KCChiefs.com Video: Positional Highlights: Running Backs
KCChiefs.com Video: 2014 Highlights: Sean Smith
County to provide $150,000 for Chiefs camp from The St. Joseph News-Press
The county will provide $150,000 from its economic development fund for improvement to Western's practice field used for the NFL team's camp in St. Joseph. The county funding matches a similar pledge that a city committee made Monday night.
"It stimulates economic development to bring people who haven't been here before and showcases the community for three weeks throughout the nation," said Dan Hausman, Eastern District commissioner.
Patriots' Brandon Bolden following in footsteps of grandfather, former Chiefs player Frank Pitts from The New Orleans Advocate
Brycen Bolden has sat in his great-grandfather's living room more than once and been forced to watch old videos of the Super Bowl that features a much younger version the man identified by the announcers of Frank Pitts.

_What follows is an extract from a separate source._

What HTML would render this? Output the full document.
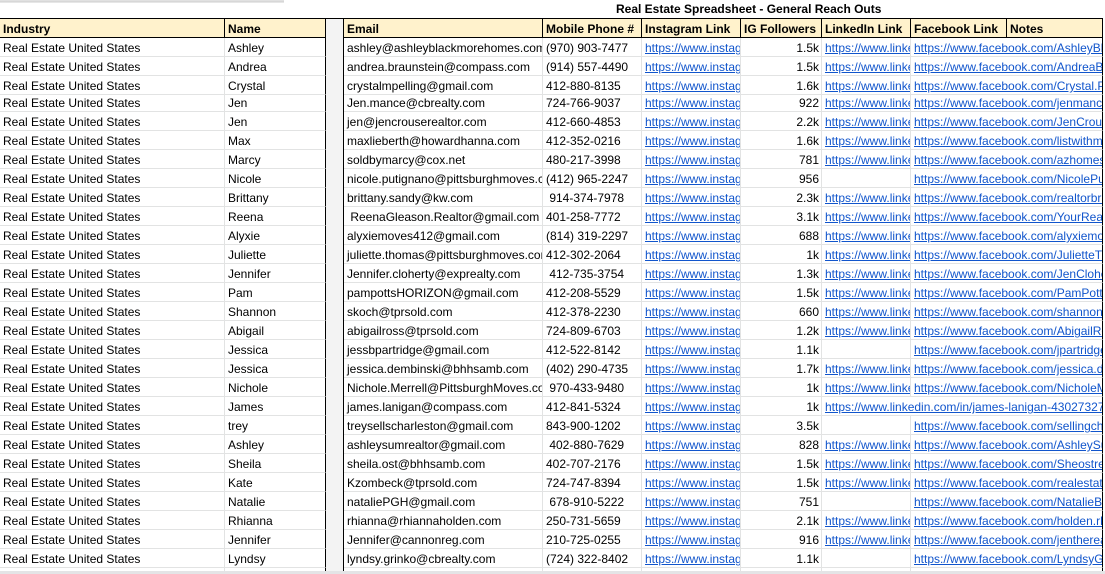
<!DOCTYPE html>
<html><head><meta charset="utf-8">
<style>
html,body{margin:0;padding:0;width:1105px;height:574px;overflow:hidden;background:#fff}
body{position:relative;font-family:"Liberation Sans",Arial,sans-serif;font-size:12px;color:#000}
#shadow{position:absolute;left:0;top:0;width:284px;height:3px;background:linear-gradient(#e6e6e6,#d4d4d4 60%,#f2f2f2)}
#title{position:absolute;left:616px;top:2px;height:15px;line-height:15px;font-weight:bold;white-space:nowrap}
#bar{position:absolute;left:0;top:571px;width:1105px;height:3px;background:#e4e4e6}
table{position:absolute;left:0;top:18px;border-collapse:separate;border-spacing:0;table-layout:fixed;width:1103px}
td,th{box-sizing:border-box;height:19px;padding:2px 0 0 3px;border-right:1px solid #e2e3e3;border-bottom:1px solid #e2e3e3;overflow:hidden;white-space:pre;text-align:left;line-height:16px;font-weight:normal;vertical-align:top}
th{height:20px;background:#fff2cc;font-weight:bold;border-top:1px solid #000;border-bottom:1px solid #000;border-right:1px solid #000}
th.g{background:#f3f3f3;border-bottom:0}
td.g{background:#f3f3f3;padding:0;border-bottom:0;border-right:1px solid #000}
td.n,th.n{border-right:1px solid #000}
td.r{text-align:right;padding:2px 2px 0 0}
td.e{border-right:1px solid #000}
tr.s td{height:17px;line-height:16px;padding-top:0}
tr.s td.r{padding-top:0}
tr.t td{height:3px;padding:0;line-height:0;border-bottom:0}
a{color:#1155cc;text-decoration:underline}
</style></head><body>
<div id="shadow"></div>
<div id="title">Real Estate Spreadsheet - General Reach Outs</div>
<table>
<colgroup><col style="width:225px"><col style="width:101px"><col style="width:18px"><col style="width:199px"><col style="width:99px"><col style="width:99px"><col style="width:81px"><col style="width:89px"><col style="width:96px"><col style="width:96px"></colgroup>
<tr><th>Industry</th><th>Name</th><th class="g"></th><th>Email</th><th>Mobile Phone #</th><th>Instagram Link</th><th>IG Followers</th><th>LinkedIn Link</th><th>Facebook Link</th><th>Notes</th></tr>
<tr><td>Real Estate United States</td><td class="n">Ashley</td><td class="g"></td><td>ashley@ashleyblackmorehomes.com</td><td>(970) 903-7477</td><td><a>https://www.instagram.com</a></td><td class="r">1.5k</td><td><a>https://www.linkedin.com</a></td><td colspan="2" class="e"><a>https://www.facebook.com/AshleyBlackmore</a></td></tr>
<tr><td>Real Estate United States</td><td class="n">Andrea</td><td class="g"></td><td>andrea.braunstein@compass.com</td><td>(914) 557-4490</td><td><a>https://www.instagram.com</a></td><td class="r">1.5k</td><td><a>https://www.linkedin.com</a></td><td colspan="2" class="e"><a>https://www.facebook.com/AndreaBraunstein</a></td></tr>
<tr><td>Real Estate United States</td><td class="n">Crystal</td><td class="g"></td><td>crystalmpelling@gmail.com</td><td>412-880-8135</td><td><a>https://www.instagram.com</a></td><td class="r">1.6k</td><td><a>https://www.linkedin.com</a></td><td colspan="2" class="e"><a>https://www.facebook.com/Crystal.Pelling</a></td></tr>
<tr class="s"><td>Real Estate United States</td><td class="n">Jen</td><td class="g"></td><td>Jen.mance@cbrealty.com</td><td>724-766-9037</td><td><a>https://www.instagram.com</a></td><td class="r">922</td><td><a>https://www.linkedin.com</a></td><td colspan="2" class="e"><a>https://www.facebook.com/jenmance</a></td></tr>
<tr><td>Real Estate United States</td><td class="n">Jen</td><td class="g"></td><td>jen@jencrouserealtor.com</td><td>412-660-4853</td><td><a>https://www.instagram.com</a></td><td class="r">2.2k</td><td><a>https://www.linkedin.com</a></td><td colspan="2" class="e"><a>https://www.facebook.com/JenCrouse</a></td></tr>
<tr><td>Real Estate United States</td><td class="n">Max</td><td class="g"></td><td>maxlieberth@howardhanna.com</td><td>412-352-0216</td><td><a>https://www.instagram.com</a></td><td class="r">1.6k</td><td><a>https://www.linkedin.com</a></td><td colspan="2" class="e"><a>https://www.facebook.com/listwithmax</a></td></tr>
<tr><td>Real Estate United States</td><td class="n">Marcy</td><td class="g"></td><td>soldbymarcy@cox.net</td><td>480-217-3998</td><td><a>https://www.instagram.com</a></td><td class="r">781</td><td><a>https://www.linkedin.com</a></td><td colspan="2" class="e"><a>https://www.facebook.com/azhomesbymarcy</a></td></tr>
<tr><td>Real Estate United States</td><td class="n">Nicole</td><td class="g"></td><td>nicole.putignano@pittsburghmoves.com</td><td>(412) 965-2247</td><td><a>https://www.instagram.com</a></td><td class="r">956</td><td></td><td colspan="2" class="e"><a>https://www.facebook.com/NicolePutignano</a></td></tr>
<tr><td>Real Estate United States</td><td class="n">Brittany</td><td class="g"></td><td>brittany.sandy@kw.com</td><td> 914-374-7978</td><td><a>https://www.instagram.com</a></td><td class="r">2.3k</td><td><a>https://www.linkedin.com</a></td><td colspan="2" class="e"><a>https://www.facebook.com/realtorbrittany</a></td></tr>
<tr><td>Real Estate United States</td><td class="n">Reena</td><td class="g"></td><td> ReenaGleason.Realtor@gmail.com</td><td>401-258-7772</td><td><a>https://www.instagram.com</a></td><td class="r">3.1k</td><td><a>https://www.linkedin.com</a></td><td colspan="2" class="e"><a>https://www.facebook.com/YourRealtorReena</a></td></tr>
<tr><td>Real Estate United States</td><td class="n">Alyxie</td><td class="g"></td><td>alyxiemoves412@gmail.com</td><td>(814) 319-2297</td><td><a>https://www.instagram.com</a></td><td class="r">688</td><td><a>https://www.linkedin.com</a></td><td colspan="2" class="e"><a>https://www.facebook.com/alyxiemoves</a></td></tr>
<tr><td>Real Estate United States</td><td class="n">Juliette</td><td class="g"></td><td>juliette.thomas@pittsburghmoves.com</td><td>412-302-2064</td><td><a>https://www.instagram.com</a></td><td class="r">1k</td><td><a>https://www.linkedin.com</a></td><td colspan="2" class="e"><a>https://www.facebook.com/JulietteThomas</a></td></tr>
<tr><td>Real Estate United States</td><td class="n">Jennifer</td><td class="g"></td><td>Jennifer.cloherty@exprealty.com</td><td> 412-735-3754</td><td><a>https://www.instagram.com</a></td><td class="r">1.3k</td><td><a>https://www.linkedin.com</a></td><td colspan="2" class="e"><a>https://www.facebook.com/JenCloherty</a></td></tr>
<tr><td>Real Estate United States</td><td class="n">Pam</td><td class="g"></td><td>pampottsHORIZON@gmail.com</td><td>412-208-5529</td><td><a>https://www.instagram.com</a></td><td class="r">1.5k</td><td><a>https://www.linkedin.com</a></td><td colspan="2" class="e"><a>https://www.facebook.com/PamPotts</a></td></tr>
<tr><td>Real Estate United States</td><td class="n">Shannon</td><td class="g"></td><td>skoch@tprsold.com</td><td>412-378-2230</td><td><a>https://www.instagram.com</a></td><td class="r">660</td><td><a>https://www.linkedin.com</a></td><td colspan="2" class="e"><a>https://www.facebook.com/shannonkoch</a></td></tr>
<tr><td>Real Estate United States</td><td class="n">Abigail</td><td class="g"></td><td>abigailross@tprsold.com</td><td>724-809-6703</td><td><a>https://www.instagram.com</a></td><td class="r">1.2k</td><td><a>https://www.linkedin.com</a></td><td colspan="2" class="e"><a>https://www.facebook.com/AbigailRoss</a></td></tr>
<tr><td>Real Estate United States</td><td class="n">Jessica</td><td class="g"></td><td>jessbpartridge@gmail.com</td><td>412-522-8142</td><td><a>https://www.instagram.com</a></td><td class="r">1.1k</td><td></td><td colspan="2" class="e"><a>https://www.facebook.com/jpartridge</a></td></tr>
<tr><td>Real Estate United States</td><td class="n">Jessica</td><td class="g"></td><td>jessica.dembinski@bhhsamb.com</td><td>(402) 290-4735</td><td><a>https://www.instagram.com</a></td><td class="r">1.7k</td><td><a>https://www.linkedin.com</a></td><td colspan="2" class="e"><a>https://www.facebook.com/jessica.dembinski</a></td></tr>
<tr><td>Real Estate United States</td><td class="n">Nichole</td><td class="g"></td><td>Nichole.Merrell@PittsburghMoves.com</td><td> 970-433-9480</td><td><a>https://www.instagram.com</a></td><td class="r">1k</td><td><a>https://www.linkedin.com</a></td><td colspan="2" class="e"><a>https://www.facebook.com/NicholeMerrell</a></td></tr>
<tr><td>Real Estate United States</td><td class="n">James</td><td class="g"></td><td>james.lanigan@compass.com</td><td>412-841-5324</td><td><a>https://www.instagram.com</a></td><td class="r">1k</td><td colspan="3" class="e"><a>https://www.linkedin.com/in/james-lanigan-43027327</a></td></tr>
<tr><td>Real Estate United States</td><td class="n">trey</td><td class="g"></td><td>treysellscharleston@gmail.com</td><td>843-900-1202</td><td><a>https://www.instagram.com</a></td><td class="r">3.5k</td><td></td><td colspan="2" class="e"><a>https://www.facebook.com/sellingcharleston</a></td></tr>
<tr><td>Real Estate United States</td><td class="n">Ashley</td><td class="g"></td><td>ashleysumrealtor@gmail.com</td><td> 402-880-7629</td><td><a>https://www.instagram.com</a></td><td class="r">828</td><td><a>https://www.linkedin.com</a></td><td colspan="2" class="e"><a>https://www.facebook.com/AshleySum</a></td></tr>
<tr><td>Real Estate United States</td><td class="n">Sheila</td><td class="g"></td><td>sheila.ost@bhhsamb.com</td><td>402-707-2176</td><td><a>https://www.instagram.com</a></td><td class="r">1.5k</td><td><a>https://www.linkedin.com</a></td><td colspan="2" class="e"><a>https://www.facebook.com/Sheostrealty</a></td></tr>
<tr><td>Real Estate United States</td><td class="n">Kate</td><td class="g"></td><td>Kzombeck@tprsold.com</td><td>724-747-8394</td><td><a>https://www.instagram.com</a></td><td class="r">1.5k</td><td><a>https://www.linkedin.com</a></td><td colspan="2" class="e"><a>https://www.facebook.com/realestatekate</a></td></tr>
<tr><td>Real Estate United States</td><td class="n">Natalie</td><td class="g"></td><td>nataliePGH@gmail.com</td><td> 678-910-5222</td><td><a>https://www.instagram.com</a></td><td class="r">751</td><td></td><td colspan="2" class="e"><a>https://www.facebook.com/NatalieBurns</a></td></tr>
<tr><td>Real Estate United States</td><td class="n">Rhianna</td><td class="g"></td><td>rhianna@rhiannaholden.com</td><td>250-731-5659</td><td><a>https://www.instagram.com</a></td><td class="r">2.1k</td><td><a>https://www.linkedin.com</a></td><td colspan="2" class="e"><a>https://www.facebook.com/holden.rhianna</a></td></tr>
<tr><td>Real Estate United States</td><td class="n">Jennifer</td><td class="g"></td><td>Jennifer@cannonreg.com</td><td>210-725-0255</td><td><a>https://www.instagram.com</a></td><td class="r">916</td><td><a>https://www.linkedin.com</a></td><td colspan="2" class="e"><a>https://www.facebook.com/jentherealtor</a></td></tr>
<tr><td>Real Estate United States</td><td class="n">Lyndsy</td><td class="g"></td><td>lyndsy.grinko@cbrealty.com</td><td>(724) 322-8402</td><td><a>https://www.instagram.com</a></td><td class="r">1.1k</td><td></td><td colspan="2" class="e"><a>https://www.facebook.com/LyndsyGrinko</a></td></tr>
<tr class="t"><td></td><td class="n"></td><td class="g"></td><td></td><td></td><td></td><td></td><td></td><td colspan="2" class="e"></td></tr>
</table>
<div id="bar"></div>
</body></html>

Brycen Bolden is only 3 years old. There's little indication he knows what he's watching, but this is how things are done in Pitts' family. He's proud of his football heritage and that he played for the Kansas City Chiefs in Super Bowls I and IV. Besides, this is the same thing Pitts did with grandson, Brandon Bolden, and he'll be suiting up for the New England Patriots in Sunday's Super Bowl against the Seattle Seahawks.
No go on the big game from The Madisonville Meteor
This has been a very bitter pill for me to take. Kansas City whipped New England, 41-14, on Sept. 29, and Seattle, 24-20, on Nov. 16.
The Chiefs finished 9-7, and missed the postseason by one game. Of their seven losses, five were by eight points or less.
Kansas City's five losses by eight or less were all road games. The Chiefs lost to Denver, 24-17; San Francisco, 22-17; Oakland, 24-20; Arizona, 17-14; and Pittsburgh, 20-12.
Those five losses were by a combined 27 points. When you consider the fact that the Patriots had the best record in the AFC at 12-4 and Kansas City was 9-7 with five losses by a combined 27 points, the Chiefs were 27 points away from a 14-2 record and homefield advantage throughout the playoffs.
When did football get so popular, anyway? from Reuters UK
Michael Oriard, a cultural historian of football, played with the Kansas City Chiefs as a center, a "tall, thin" center, from 1970 to 1973, shortly after the AFL-NFL merger. He's watched the sport change dramatically (for one, there aren't many self-described "thin" centers around) through the rise of 24-hour cable news, the Internet and fantasy sports. Why is football so popular? He says the sport "simply resonates" with more Americans.
"The fundamental appeal of football is the tension at the heart between violence and artistry that really does create the frisson on the field," Oriard said. "We respond to the violence on the field. But it's not sheer violence, it's not ultimate fighting."
The low barrier to entry to gambling and fantasy sports, Oriard said, "creates this ancillary way to connect to the game."
Communicating The Brand: Gatorade from Strategist Magazine
The Gatorade brand's roots are firmly in football. The birth of the brand dates back to 1965, when University of Florida researchers aimed to help their beloved Gators win more football games. And, in the NFL, Gatorade gained traction in the 1969-1970 season, when the drink helped propel the Kansas City Chiefs to a Super Bowl IV win. In 1983, Gatorade became the official sports drink of the NFL, a title it still owns today.